Blog Post 7: Bias Blog 1
Published on:
Website:
AI’s Regimes of Representation: A Community Centered Study of Text-to-Image Models in South Asia
What is the goal of this case study?
This case study aims to highlight the disparity and lack of representation of South Asian cultures in AI text to image models, and get the perspectives of South Asians on this issue. They focus on the misrepresentations they see when they prompt AI for elements of their culture, and how that makes them feel.
Discussion:
- What does cultural representation mean to you, and how might this definition and your experience with past representation impact how you would evaluate representation of your identity in generative AI models? What aspects of your identity do you think you would center when evaluating representations in AI model output?
- Cultural representation, to me, means showing the things you can’t just see - showing off the traditions, foods, voices, and perspectives unique to that community. It is quite hard to catch and show all this briefly. For full cultural representation, time and energy has to be put into learning and experiencing the culture. To evaluate AI’s effectiveness at representing my identity, I would look at the small things, that have a major impact on what I am, and what my culture means. I would look at foods and get togethers AI tries to recreate, and see how much I see my own experience in them. I would center how and when get togethers happen in my culture, and what they look like.
- What do you think is the role of small-scale qualitative evaluations for building more ethical generative AI models? How do they compare to larger, quantitative, benchmark-style evaluations?
- Large scale tests almost always are created by western companies on western datasets, meaning the representation of western culture is the accuracy that matters most. If a model is always wrong about one culture, but that culture only makes up 1% of the dataset, it appears to be 99% accurate. These small-scale evaluations, on the other hand, have a much deeper impact - they have the capacity to bring light to the problems with the larger datasets, and try to ensure equity for everyone who could use the product. My colleague this summer created a training dataset for his facial detection software, and it performed quite well testing on white subjects. When he tested it on a standard large dataset, it performed well, but through further testing, he realized it was much more accurate on white subjects, showing how these qualitative evaluations are necessary to ensure equal and equitable representation.
- Participants in this study shared “aspirations” for generative AI to be more inclusive, but also noted the tensions around making it more inclusive. Do you think AI can be made more globally inclusive?
- I think it would be amazing if we could simply shift our dataset to be much more neutral and inclusive, but most of the data we have is on the western markets. The easiest way to balance this is to reduce the total size of the dataset to have better proportions, but then we run into the problem that our dataset is smaller! Realistically, I think AI can be made more globally inclusive, but I think that goal will take a while, as we find other ways to expand the inclusivity and suitability of these models.
- What mitigations do you think developers could explore to respond to some of the concerns raised by participants in this study?

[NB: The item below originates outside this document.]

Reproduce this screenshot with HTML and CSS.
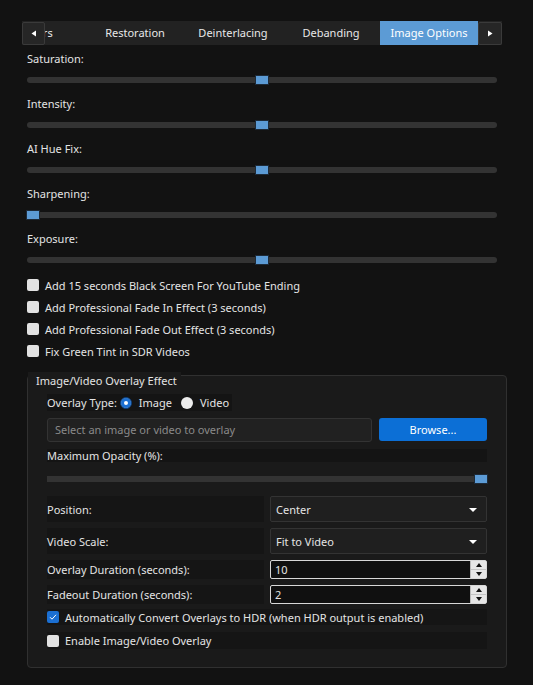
FILE: index.html
```html
<!DOCTYPE html>
<html lang="en">
  <head>
    <meta charset="UTF-8" />
    <meta name="viewport" content="width=device-width, initial-scale=1.0" />
    <title>Image Options</title>
    <link rel="stylesheet" href="styles.css">
  </head>

  <body>
    <div class="page">
      <div class="tabbar">
        <div class="tab-view">
          <div class="tab-track">
            <div class="tab">Filters</div>
            <div class="tab">Restoration</div>
            <div class="tab">Deinterlacing</div>
            <div class="tab">Debanding</div>
            <div class="tab active">Image Options</div>
          </div>
        </div>
        <div class="scroll-btn left">
          <svg width="6" height="7" viewBox="0 0 6 7"><path d="M5 0.5v6L0.5 3.5z" fill="#fff"/></svg>
        </div>
        <div class="scroll-btn right">
          <svg width="6" height="7" viewBox="0 0 6 7"><path d="M1 0.5v6l4.5-3z" fill="#fff"/></svg>
        </div>
      </div>

      <div class="field">
        <div class="label">Saturation:</div>
        <div class="slider"><span class="handle" style="--v: 0.5"></span></div>
      </div>
      <div class="field">
        <div class="label">Intensity:</div>
        <div class="slider"><span class="handle" style="--v: 0.5"></span></div>
      </div>
      <div class="field">
        <div class="label">AI Hue Fix:</div>
        <div class="slider"><span class="handle" style="--v: 0.5"></span></div>
      </div>
      <div class="field">
        <div class="label">Sharpening:</div>
        <div class="slider"><span class="handle" style="--v: 0"></span></div>
      </div>
      <div class="field">
        <div class="label">Exposure:</div>
        <div class="slider"><span class="handle" style="--v: 0.5"></span></div>
      </div>

      <div class="checks">
        <label class="check"><span class="box"></span>Add 15 seconds Black Screen For YouTube Ending</label>
        <label class="check"><span class="box"></span>Add Professional Fade In Effect (3 seconds)</label>
        <label class="check"><span class="box"></span>Add Professional Fade Out Effect (3 seconds)</label>
        <label class="check"><span class="box"></span>Fix Green Tint in SDR Videos</label>
      </div>

      <div class="group">
        <div class="group-title">Image/Video Overlay Effect</div>

        <div class="radio-row">
          <span>Overlay Type:</span>
          <span class="radio checked"></span><span>Image</span>
          <span class="radio"></span><span>Video</span>
        </div>

        <div class="path-row">
          <div class="path-input">Select an image or video to overlay</div>
          <div class="browse">Browse...</div>
        </div>

        <div class="opacity-label">Maximum Opacity (%):</div>
        <div class="opacity-slider">
          <div class="groove"><span class="handle" style="--v: 1"></span></div>
        </div>

        <div class="form">
          <div class="cell">Position:</div>
          <div class="combo">Center<span class="arrow"></span></div>
          <div class="cell">Video Scale:</div>
          <div class="combo">Fit to Video<span class="arrow"></span></div>
          <div class="cell">Overlay Duration (seconds):</div>
          <div class="spin">10<span class="spin-btns"><i class="up"></i><i class="down"></i></span></div>
          <div class="cell">Fadeout Duration (seconds):</div>
          <div class="spin">2<span class="spin-btns"><i class="up"></i><i class="down"></i></span></div>
        </div>

        <label class="check row hdr">
          <span class="box on">
            <svg width="12" height="12" viewBox="0 0 12 12"><path d="M3 6.2l2 2 4-4.4" fill="none" stroke="#fff" stroke-width="1"/></svg>
          </span>Automatically Convert Overlays to HDR (when HDR output is enabled)
        </label>
        <label class="check row enable"><span class="box"></span>Enable Image/Video Overlay</label>
      </div>
    </div>
  </body>
</html>
```

FILE: styles.css
```css
* {
  box-sizing: border-box;
}

body {
  margin: 0;
  background: #121212;
  color: #e4e4e4;
  font-family: "Noto Sans", "DejaVu Sans", sans-serif;
  font-size: 11px;
}

.page {
  padding: 21px 26px 0 27px;
}

/* tabs */
.tabbar {
  display: flex;
  position: relative;
  height: 24px;
  margin: 0 5px 0 -5px;
  background: #222;
}
.tab-view {
  flex: 1;
  overflow: hidden;
}
.tab-track {
  display: flex;
  margin-left: -34px;
}
.tab {
  flex: none;
  width: 98px;
  height: 24px;
  line-height: 24px;
  text-align: center;
  white-space: nowrap;
  color: #e8e8e8;
}
.tab.active {
  background: #5c9bd5;
  color: #fff;
}
.scroll-btn {
  display: flex;
  align-items: center;
  justify-content: center;
  width: 24px;
  height: 23px;
  margin-top: 1px;
  background: #262626;
  border: 1px solid #3a3a3a;
  border-radius: 2px;
}
.scroll-btn.left {
  position: absolute;
  left: 0;
  top: 0;
  width: 23px;
}

/* sliders */
.field {
  height: 45px;
  padding-top: 6px;
  margin-right: 10px;
}
.label {
  line-height: 16px;
}
.slider {
  position: relative;
  height: 6px;
  margin-top: 10px;
  background: #333;
  border-radius: 3px;
}
.handle {
  position: absolute;
  top: -1px;
  left: calc((100% - 12px) * var(--v));
  width: 12px;
  height: 8px;
  background: #5c9bd5;
  outline: 1px solid #1d2a38;
}

/* checkboxes */
.checks {
  margin-top: 4px;
}
.check {
  display: flex;
  align-items: center;
  gap: 6px;
  height: 22px;
  white-space: nowrap;
}
.box {
  flex: none;
  width: 12px;
  height: 12px;
  border-radius: 2px;
  background: #e2e2e2;
}
.box.on {
  background: #1b6fd2;
}
.box svg {
  display: block;
}

/* overlay group */
.group {
  margin-top: 13px;
  padding: 0 19px 18px;
  background: #1a1a1a;
  border: 1px solid #303030;
  border-radius: 4px;
}
.group-title {
  width: fit-content;
  margin: -4px 0 0 -19px;
  padding: 0 4px 0 8px;
  line-height: 17px;
  background: #1a1a1a;
}
.radio-row {
  display: flex;
  align-items: center;
  width: 185px;
  height: 17px;
  margin-top: 5px;
  white-space: nowrap;
  background: #141414;
}
.radio {
  flex: none;
  width: 12px;
  height: 12px;
  margin: 0 7px 0 9px;
  border-radius: 50%;
  background: #ececec;
}
.radio.checked {
  margin-left: 3px;
  background: #1b6fd2;
  border: 1px solid #0e3f7a;
  box-shadow: inset 0 0 0 3px #1b6fd2, inset 0 0 0 6px #fff;
}
.path-row {
  display: flex;
  gap: 7px;
  margin-top: 7px;
}
.path-input {
  flex: 1;
  height: 24px;
  line-height: 22px;
  padding-left: 7px;
  color: #8a8a8a;
  background: #212121;
  border: 1px solid #333;
  border-radius: 3px;
}
.browse {
  width: 108px;
  height: 23px;
  line-height: 23px;
  text-align: center;
  color: #fff;
  background: #0c6fd6;
  border-radius: 3px;
}
.opacity-label {
  height: 13px;
  line-height: 13px;
  margin-top: 7px;
  background: #141414;
}
.opacity-slider {
  height: 27px;
  padding-top: 14px;
}
.groove {
  position: relative;
  height: 6px;
  background: #333;
}
.form {
  display: grid;
  grid-template-columns: 1fr 1fr;
  grid-template-rows: 26px 26px 19px 19px;
  column-gap: 6px;
  row-gap: 6px;
  margin-top: 7px;
}
.cell {
  display: flex;
  align-items: center;
  background: #151515;
}
.combo {
  position: relative;
  display: flex;
  align-items: center;
  padding-left: 5px;
  background: #1f1f1f;
  border: 1px solid #333;
  border-radius: 2px;
}
.arrow {
  position: absolute;
  right: 9px;
  top: 11px;
  border-left: 4px solid transparent;
  border-right: 4px solid transparent;
  border-top: 4px solid #fff;
}
.spin {
  position: relative;
  display: flex;
  align-items: center;
  padding-left: 4px;
  background: #101010;
  border: 1px solid #d8d8d8;
  border-radius: 2px;
}
.spin-btns {
  position: absolute;
  right: 0;
  top: 0;
  bottom: 0;
  width: 16px;
  display: flex;
  flex-direction: column;
  background: #e6e6e6;
  border-left: 1px solid #bbb;
}
.spin-btns i {
  flex: 1;
  display: flex;
  align-items: center;
  justify-content: center;
}
.spin-btns i::after {
  content: "";
  border-left: 3px solid transparent;
  border-right: 3px solid transparent;
}
.spin-btns .up::after {
  border-bottom: 4px solid #111;
}
.spin-btns .down {
  border-top: 1px solid #c4c4c4;
}
.spin-btns .down::after {
  border-top: 4px solid #111;
}
.check.row {
  background: #151515;
}
.hdr {
  height: 16px;
  margin-top: 5px;
}
.enable {
  height: 17px;
  margin-top: 7px;
}
```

- I think developers can focus their training on more South Asian works and descriptions made by South Asians, instead of the western outside perspective. Similarly, developers should add more importance on the small details of cultures, and add protections against portraying cultures as worse and more rustic than they actually are. Because human art takes more time and personality, there is an intention to the art, and that intention allows the artist to ensure the art portrays what they want it to. Developers could add similar checks to the generated imagery the model creates, instead of spitting out an image from a black box, and saying that is that.
- As mentioned in this case study, representation is not static; it changes over time, is culturally situated, and varies greatly from person to person. How can we “encode” this contextual and changing nature of representation into models, datasets, and algorithms? Is the idea of encoding at odds with the dynamism and fluidity of representation?

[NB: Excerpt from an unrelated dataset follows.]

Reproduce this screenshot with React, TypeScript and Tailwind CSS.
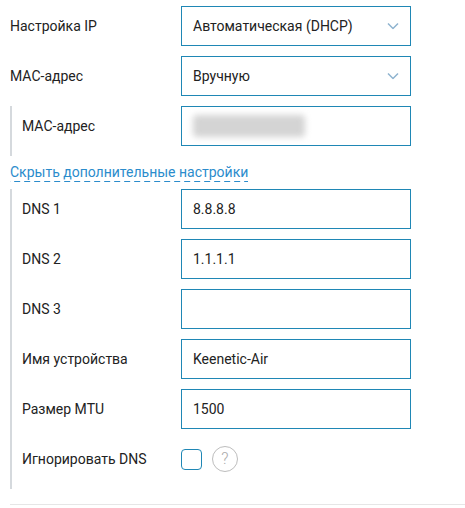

- I think encoding is definitely at odds with representation. Because you need a lot of data, and a lot of time to train a model, you end up with plenty of occasions when the pace of data being available falls incredibly behind the change in cultures and representation, and can’t catch up. To try to get back some of this variability, we need to start thinking about some sort of expiration date for the data - like an LSTM would have. That being said, the reduction in data will always have adverse effects on the general quality of the model. With our current technique of making models better, which is just throwing more data on the problem, we can’t really make any more headway on pliability of representation using this. If we actually make the techniques better, we could get to a point where we get good results without losing dynamic ability of our model by having a giant dataset.
- How can we learn from the history of technology and media to build more responsible and representative AI models?
- We have constantly had privacy and accessibility issues with AI and every technology as it has been developed. When we look at moderation and laws around social media and the management there, we see lessons we can bring forth for AI as well. The introductions of rules that solidifies and creates full rules to ensure that we have proper representation and ethically accurate AI models, and allows for action to be taken when that is not followed. We’ve seen this help in social media and other prior technology cases, so I believe we will also see success if we put in place similar rules on AI.
My Question:
What limitations do you see in this work? How would you build on this study?
Why?
Since they only had 36 participants, and their requirements for participants is simply some cultural knowledge of their country, which could mean they don’t have enough experience to note some subtlety in the cultural prompts, and 36 participants could be limiting. I want to know what others think about these limitations, and what they would improve.
Reflection:
This was a really interesting case study to read. I realized through doing this that I definitely take my representation and the accuracy at which AI recreates my culture for granted, and AI has been disproportionately been developed with people like me in mind. They have less elements of other cultures in their datasets, and you can clearly see the effects.